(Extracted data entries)

● ● ●

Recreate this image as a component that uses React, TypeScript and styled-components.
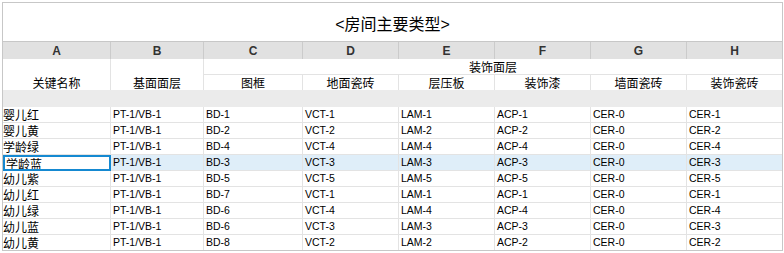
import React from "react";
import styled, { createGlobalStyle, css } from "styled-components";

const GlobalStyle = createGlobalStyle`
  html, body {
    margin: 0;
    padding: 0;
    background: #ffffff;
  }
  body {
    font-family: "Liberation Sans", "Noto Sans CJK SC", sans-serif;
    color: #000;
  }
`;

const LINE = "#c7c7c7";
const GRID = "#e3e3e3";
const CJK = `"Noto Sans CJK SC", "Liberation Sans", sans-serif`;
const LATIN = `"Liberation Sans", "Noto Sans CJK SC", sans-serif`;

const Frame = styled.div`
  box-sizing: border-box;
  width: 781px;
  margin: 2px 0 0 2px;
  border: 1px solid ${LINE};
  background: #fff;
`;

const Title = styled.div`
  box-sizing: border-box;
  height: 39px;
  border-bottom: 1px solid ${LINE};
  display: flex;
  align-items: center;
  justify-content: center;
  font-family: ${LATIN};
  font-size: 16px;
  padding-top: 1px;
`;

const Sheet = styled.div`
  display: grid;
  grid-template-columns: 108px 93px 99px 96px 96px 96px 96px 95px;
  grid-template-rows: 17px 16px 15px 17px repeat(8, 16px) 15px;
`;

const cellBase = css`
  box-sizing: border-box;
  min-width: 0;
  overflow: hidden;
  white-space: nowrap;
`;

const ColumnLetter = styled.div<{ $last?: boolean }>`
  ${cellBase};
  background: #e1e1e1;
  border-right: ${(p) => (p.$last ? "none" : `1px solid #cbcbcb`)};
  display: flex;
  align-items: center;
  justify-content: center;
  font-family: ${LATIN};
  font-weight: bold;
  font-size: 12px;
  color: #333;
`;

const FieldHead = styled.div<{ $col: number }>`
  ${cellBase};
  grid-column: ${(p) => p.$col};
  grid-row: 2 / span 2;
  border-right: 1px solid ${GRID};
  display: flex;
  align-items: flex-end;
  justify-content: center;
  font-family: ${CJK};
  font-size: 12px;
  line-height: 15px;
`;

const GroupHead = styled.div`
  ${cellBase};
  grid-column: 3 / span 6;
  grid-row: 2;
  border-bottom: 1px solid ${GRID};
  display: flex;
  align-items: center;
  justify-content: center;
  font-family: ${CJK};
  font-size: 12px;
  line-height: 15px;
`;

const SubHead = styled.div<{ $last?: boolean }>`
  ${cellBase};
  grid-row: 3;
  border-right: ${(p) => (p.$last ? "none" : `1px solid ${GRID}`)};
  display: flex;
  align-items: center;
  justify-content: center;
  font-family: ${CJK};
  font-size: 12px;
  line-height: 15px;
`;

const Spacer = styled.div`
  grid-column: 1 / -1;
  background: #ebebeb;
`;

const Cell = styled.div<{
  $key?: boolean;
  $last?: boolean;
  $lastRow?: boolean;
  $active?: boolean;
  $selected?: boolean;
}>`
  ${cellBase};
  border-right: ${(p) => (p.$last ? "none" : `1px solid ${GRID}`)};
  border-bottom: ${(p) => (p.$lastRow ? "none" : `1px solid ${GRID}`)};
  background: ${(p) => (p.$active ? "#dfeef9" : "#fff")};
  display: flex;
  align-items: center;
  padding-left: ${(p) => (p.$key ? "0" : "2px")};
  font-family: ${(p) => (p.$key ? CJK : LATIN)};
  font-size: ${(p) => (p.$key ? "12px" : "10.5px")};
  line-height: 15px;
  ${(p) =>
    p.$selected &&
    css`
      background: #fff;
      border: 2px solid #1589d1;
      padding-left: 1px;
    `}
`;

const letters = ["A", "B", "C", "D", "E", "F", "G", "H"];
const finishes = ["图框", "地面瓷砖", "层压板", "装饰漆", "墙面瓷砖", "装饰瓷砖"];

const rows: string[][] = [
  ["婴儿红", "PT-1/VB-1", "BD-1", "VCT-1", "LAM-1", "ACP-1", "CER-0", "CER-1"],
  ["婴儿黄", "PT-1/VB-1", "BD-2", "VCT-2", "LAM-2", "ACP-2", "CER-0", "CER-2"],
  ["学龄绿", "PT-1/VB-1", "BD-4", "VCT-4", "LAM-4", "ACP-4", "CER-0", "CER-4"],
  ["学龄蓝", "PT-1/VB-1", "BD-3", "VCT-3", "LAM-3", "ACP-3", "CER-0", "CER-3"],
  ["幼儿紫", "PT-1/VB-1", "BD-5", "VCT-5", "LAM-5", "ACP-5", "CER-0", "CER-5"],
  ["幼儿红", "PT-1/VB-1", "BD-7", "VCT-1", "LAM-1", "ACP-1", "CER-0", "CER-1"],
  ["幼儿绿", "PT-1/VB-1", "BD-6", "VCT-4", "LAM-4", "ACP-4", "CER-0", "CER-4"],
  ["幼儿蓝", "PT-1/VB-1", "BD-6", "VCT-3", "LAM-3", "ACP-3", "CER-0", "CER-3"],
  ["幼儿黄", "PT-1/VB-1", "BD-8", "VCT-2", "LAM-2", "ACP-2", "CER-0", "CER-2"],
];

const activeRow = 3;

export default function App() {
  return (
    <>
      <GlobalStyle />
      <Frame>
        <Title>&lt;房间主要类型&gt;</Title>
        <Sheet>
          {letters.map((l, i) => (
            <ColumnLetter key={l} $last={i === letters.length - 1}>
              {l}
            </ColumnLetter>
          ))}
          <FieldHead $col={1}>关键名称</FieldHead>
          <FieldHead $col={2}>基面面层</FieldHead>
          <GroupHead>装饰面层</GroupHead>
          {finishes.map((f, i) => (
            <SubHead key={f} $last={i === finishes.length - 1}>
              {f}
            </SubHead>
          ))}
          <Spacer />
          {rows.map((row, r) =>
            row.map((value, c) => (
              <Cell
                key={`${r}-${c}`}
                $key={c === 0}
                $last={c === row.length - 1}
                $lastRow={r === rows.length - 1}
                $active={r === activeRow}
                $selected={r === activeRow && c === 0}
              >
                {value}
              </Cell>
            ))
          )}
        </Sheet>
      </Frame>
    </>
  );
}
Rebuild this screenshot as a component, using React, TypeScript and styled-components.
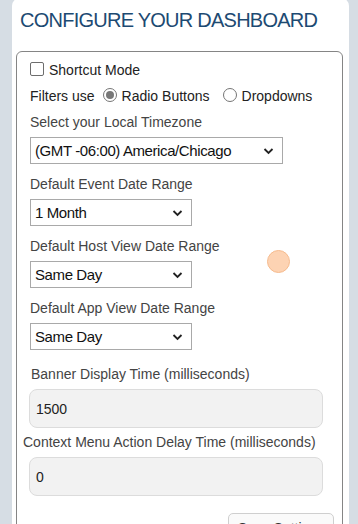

● ● ●

▸ **Task statement**:
Leave out the pictures and transcribe the entries above exactly.

▸ **Complete response**:
Recreate this image as a component that uses React, TypeScript and styled-components.
import React from "react";
import styled, { createGlobalStyle, css } from "styled-components";

const GlobalStyle = createGlobalStyle`
  html, body {
    margin: 0;
    padding: 0;
    background: #ffffff;
  }
  body {
    font-family: "Liberation Sans", "Noto Sans CJK SC", sans-serif;
    color: #000;
  }
`;

const LINE = "#c7c7c7";
const GRID = "#e3e3e3";
const CJK = `"Noto Sans CJK SC", "Liberation Sans", sans-serif`;
const LATIN = `"Liberation Sans", "Noto Sans CJK SC", sans-serif`;

const Frame = styled.div`
  box-sizing: border-box;
  width: 781px;
  margin: 2px 0 0 2px;
  border: 1px solid ${LINE};
  background: #fff;
`;

const Title = styled.div`
  box-sizing: border-box;
  height: 39px;
  border-bottom: 1px solid ${LINE};
  display: flex;
  align-items: center;
  justify-content: center;
  font-family: ${LATIN};
  font-size: 16px;
  padding-top: 1px;
`;

const Sheet = styled.div`
  display: grid;
  grid-template-columns: 108px 93px 99px 96px 96px 96px 96px 95px;
  grid-template-rows: 17px 16px 15px 17px repeat(8, 16px) 15px;
`;

const cellBase = css`
  box-sizing: border-box;
  min-width: 0;
  overflow: hidden;
  white-space: nowrap;
`;

const ColumnLetter = styled.div<{ $last?: boolean }>`
  ${cellBase};
  background: #e1e1e1;
  border-right: ${(p) => (p.$last ? "none" : `1px solid #cbcbcb`)};
  display: flex;
  align-items: center;
  justify-content: center;
  font-family: ${LATIN};
  font-weight: bold;
  font-size: 12px;
  color: #333;
`;

const FieldHead = styled.div<{ $col: number }>`
  ${cellBase};
  grid-column: ${(p) => p.$col};
  grid-row: 2 / span 2;
  border-right: 1px solid ${GRID};
  display: flex;
  align-items: flex-end;
  justify-content: center;
  font-family: ${CJK};
  font-size: 12px;
  line-height: 15px;
`;

const GroupHead = styled.div`
  ${cellBase};
  grid-column: 3 / span 6;
  grid-row: 2;
  border-bottom: 1px solid ${GRID};
  display: flex;
  align-items: center;
  justify-content: center;
  font-family: ${CJK};
  font-size: 12px;
  line-height: 15px;
`;

const SubHead = styled.div<{ $last?: boolean }>`
  ${cellBase};
  grid-row: 3;
  border-right: ${(p) => (p.$last ? "none" : `1px solid ${GRID}`)};
  display: flex;
  align-items: center;
  justify-content: center;
  font-family: ${CJK};
  font-size: 12px;
  line-height: 15px;
`;

const Spacer = styled.div`
  grid-column: 1 / -1;
  background: #ebebeb;
`;

const Cell = styled.div<{
  $key?: boolean;
  $last?: boolean;
  $lastRow?: boolean;
  $active?: boolean;
  $selected?: boolean;
}>`
  ${cellBase};
  border-right: ${(p) => (p.$last ? "none" : `1px solid ${GRID}`)};
  border-bottom: ${(p) => (p.$lastRow ? "none" : `1px solid ${GRID}`)};
  background: ${(p) => (p.$active ? "#dfeef9" : "#fff")};
  display: flex;
  align-items: center;
  padding-left: ${(p) => (p.$key ? "0" : "2px")};
  font-family: ${(p) => (p.$key ? CJK : LATIN)};
  font-size: ${(p) => (p.$key ? "12px" : "10.5px")};
  line-height: 15px;
  ${(p) =>
    p.$selected &&
    css`
      background: #fff;
      border: 2px solid #1589d1;
      padding-left: 1px;
    `}
`;

const letters = ["A", "B", "C", "D", "E", "F", "G", "H"];
const finishes = ["图框", "地面瓷砖", "层压板", "装饰漆", "墙面瓷砖", "装饰瓷砖"];

const rows: string[][] = [
  ["婴儿红", "PT-1/VB-1", "BD-1", "VCT-1", "LAM-1", "ACP-1", "CER-0", "CER-1"],
  ["婴儿黄", "PT-1/VB-1", "BD-2", "VCT-2", "LAM-2", "ACP-2", "CER-0", "CER-2"],
  ["学龄绿", "PT-1/VB-1", "BD-4", "VCT-4", "LAM-4", "ACP-4", "CER-0", "CER-4"],
  ["学龄蓝", "PT-1/VB-1", "BD-3", "VCT-3", "LAM-3", "ACP-3", "CER-0", "CER-3"],
  ["幼儿紫", "PT-1/VB-1", "BD-5", "VCT-5", "LAM-5", "ACP-5", "CER-0", "CER-5"],
  ["幼儿红", "PT-1/VB-1", "BD-7", "VCT-1", "LAM-1", "ACP-1", "CER-0", "CER-1"],
  ["幼儿绿", "PT-1/VB-1", "BD-6", "VCT-4", "LAM-4", "ACP-4", "CER-0", "CER-4"],
  ["幼儿蓝", "PT-1/VB-1", "BD-6", "VCT-3", "LAM-3", "ACP-3", "CER-0", "CER-3"],
  ["幼儿黄", "PT-1/VB-1", "BD-8", "VCT-2", "LAM-2", "ACP-2", "CER-0", "CER-2"],
];

const activeRow = 3;

export default function App() {
  return (
    <>
      <GlobalStyle />
      <Frame>
        <Title>&lt;房间主要类型&gt;</Title>
        <Sheet>
          {letters.map((l, i) => (
            <ColumnLetter key={l} $last={i === letters.length - 1}>
              {l}
            </ColumnLetter>
          ))}
          <FieldHead $col={1}>关键名称</FieldHead>
          <FieldHead $col={2}>基面面层</FieldHead>
          <GroupHead>装饰面层</GroupHead>
          {finishes.map((f, i) => (
            <SubHead key={f} $last={i === finishes.length - 1}>
              {f}
            </SubHead>
          ))}
          <Spacer />
          {rows.map((row, r) =>
            row.map((value, c) => (
              <Cell
                key={`${r}-${c}`}
                $key={c === 0}
                $last={c === row.length - 1}
                $lastRow={r === rows.length - 1}
                $active={r === activeRow}
                $selected={r === activeRow && c === 0}
              >
                {value}
              </Cell>
            ))
          )}
        </Sheet>
      </Frame>
    </>
  );
}
Rebuild this screenshot as a component, using React, TypeScript and styled-components.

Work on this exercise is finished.